Acoge la Navidad quien mantiene despierta en su interior la esperanza de ser acogido por Dios. Los profetas —y entre ellos Juan— nos invitan a preparar el corazón para recibir a un Dios que irrumpe, que no deja las cosas como estaban. Como María, también nuestra vida puede convertirse en puerta de entrada de Dios en el mundo.
Este es el desafío del Adviento, de este Adviento concreto que estamos viviendo: hacer espacio dentro de nosotros para que la luz de Dios pueda brillar con toda su fuerza en nuestra vida y en el mundo.
Eso mismo le ocurrió a José. Tal vez el más desconcertado de los santos.
José, el novio desconcertado
José es un hombre al que, humanamente hablando, Dios le ha trastocado la vida. Y hoy, en el último domingo de Adviento, la liturgia nos lo propone como modelo.
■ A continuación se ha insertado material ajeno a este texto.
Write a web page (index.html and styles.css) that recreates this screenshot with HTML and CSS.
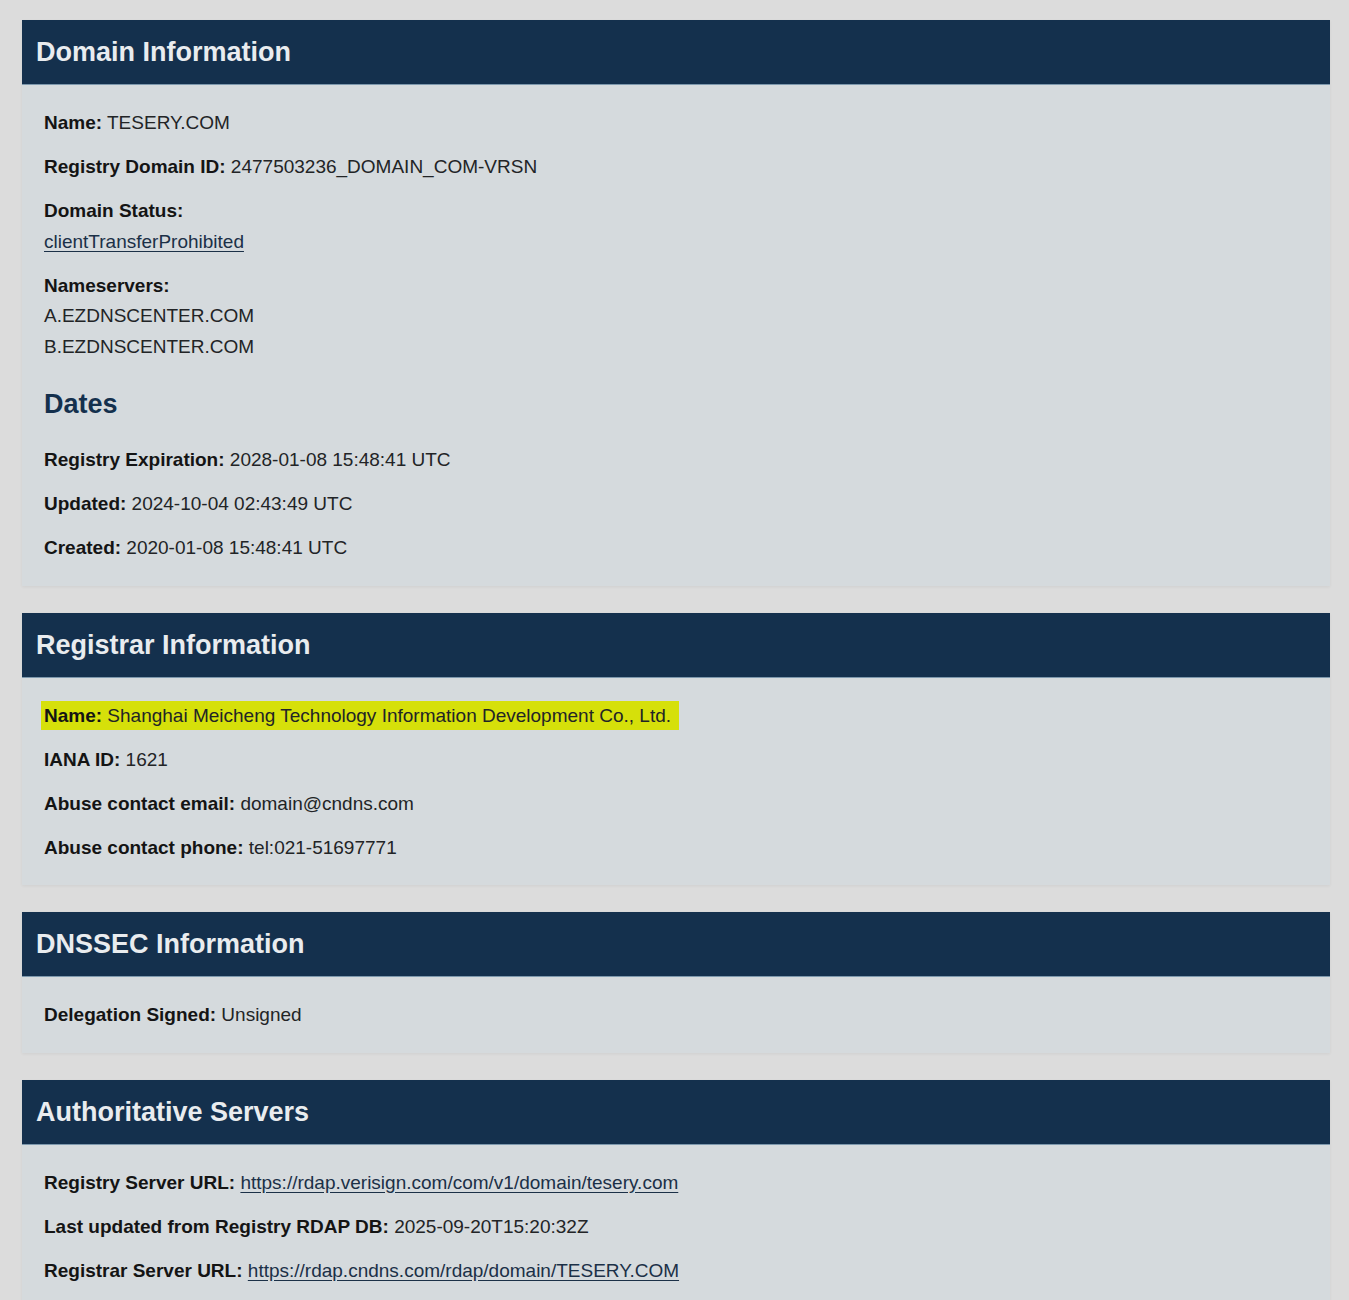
FILE: index.html
```html
<!DOCTYPE html>
<html lang="en">
<head>
<meta charset="utf-8">
<title>RDAP Lookup - TESERY.COM</title>
<link rel="stylesheet" href="styles.css">
</head>
<body>
<main class="page">
  <section class="card">
    <h2 class="card-title">Domain Information</h2>
    <div class="card-body">
      <p class="row"><b>Name:</b> TESERY.COM</p>
      <p class="row"><b>Registry Domain ID:</b> 2477503236_DOMAIN_COM-VRSN</p>
      <div class="row">
        <b>Domain Status:</b><br>
        <a href="#" class="link">clientTransferProhibited</a>
      </div>
      <div class="row">
        <b>Nameservers:</b><br>
        A.EZDNSCENTER.COM<br>
        B.EZDNSCENTER.COM
      </div>
      <h3 class="sub-title">Dates</h3>
      <p class="row"><b>Registry Expiration:</b> 2028-01-08 15:48:41 UTC</p>
      <p class="row"><b>Updated:</b> 2024-10-04 02:43:49 UTC</p>
      <p class="row"><b>Created:</b> 2020-01-08 15:48:41 UTC</p>
    </div>
  </section>

  <section class="card">
    <h2 class="card-title">Registrar Information</h2>
    <div class="card-body">
      <p class="row"><span class="highlight"><b>Name:</b> Shanghai Meicheng Technology Information Development Co., Ltd.</span></p>
      <p class="row"><b>IANA ID:</b> 1621</p>
      <p class="row"><b>Abuse contact email:</b> domain@cndns.com</p>
      <p class="row"><b>Abuse contact phone:</b> tel:021-51697771</p>
    </div>
  </section>

  <section class="card">
    <h2 class="card-title">DNSSEC Information</h2>
    <div class="card-body">
      <p class="row"><b>Delegation Signed:</b> Unsigned</p>
    </div>
  </section>

  <section class="card">
    <h2 class="card-title">Authoritative Servers</h2>
    <div class="card-body">
      <p class="row"><b>Registry Server URL:</b> <a href="#" class="link">https://rdap.verisign.com/com/v1/domain/tesery.com</a></p>
      <p class="row"><b>Last updated from Registry RDAP DB:</b> 2025-09-20T15:20:32Z</p>
      <p class="row"><b>Registrar Server URL:</b> <a href="#" class="link">https://rdap.cndns.com/rdap/domain/TESERY.COM</a></p>
    </div>
  </section>
</main>
</body>
</html>
```

FILE: styles.css
```css
html, body {
  margin: 0;
  padding: 0;
  background: #dcdcdc;
}

body {
  font-family: "Liberation Sans", Arial, sans-serif;
  color: #222426;
}

.page {
  padding: 20px 19px 40px 22px;
  display: flex;
  flex-direction: column;
  gap: 27px;
}

.card {
  background: #d5dadd;
  box-shadow: 0 1px 3px rgba(0, 0, 0, 0.06);
}

.card-title {
  margin: 0;
  height: 64px;
  line-height: 65px;
  padding: 0 14px;
  background: #14304d;
  color: #e9ecef;
  font-size: 27px;
  font-weight: bold;
  border-bottom: 1px solid #7d98ad;
  box-sizing: content-box;
}

.card-body {
  padding: 23px 22px 22px;
  font-size: 19px;
  line-height: 30.5px;
}

.row {
  margin: 0 0 13.5px;
}

.row:last-child {
  margin-bottom: 0;
}

.row b {
  color: #141414;
}

.sub-title {
  margin: 27px 0 25px;
  font-size: 27px;
  line-height: 31px;
  font-weight: bold;
  color: #14304d;
}

.link {
  color: #1b3047;
  text-decoration: underline;
  text-underline-offset: 3px;
}

.highlight {
  background: #d6e00a;
  padding: 4px 8px 4px 3px;
  margin-left: -3px;
}
```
Muchos de nosotros, esta semana, nos hemos sentido cerca de Juan, el profeta que duda. Si «el mayor nacido de mujer» pasó por la oscuridad, ¿cómo no vamos a dudar nosotros?
Hoy la liturgia va un paso más allá. Nos pone delante al esposo de María, al padre legal de Jesús, un hombre justo que tuvo que rehacer todos sus planes y convivir con un problema que no se resolvió nunca del todo. El encuentro con Dios no le allanó el camino. Más bien se lo complicó.
No siempre el encuentro con Dios viene acompañado de música celestial y tranquilidad inmediata. Si no, que se lo pregunten a José.
Noches sin dormir
Mateo nos narra el nacimiento de Jesús de forma sobria, desde la perspectiva de José. En un evangelio dirigido a cristianos de origen judío, la figura del padre era esencial: el Mesías debía proceder de la estirpe de David, y José pertenece a ella. Pero su camino fue singular.
José y María estaban desposados, conforme a las costumbres de su tiempo. De María sabemos que era muy joven; de José, poco más. El Evangelio no da detalles: podemos imaginarlo como un hombre sencillo, trabajador, honrado. Nada extraordinario.
Lo decisivo es esto: el único que sabía con certeza que aquel hijo no era suyo era precisamente José.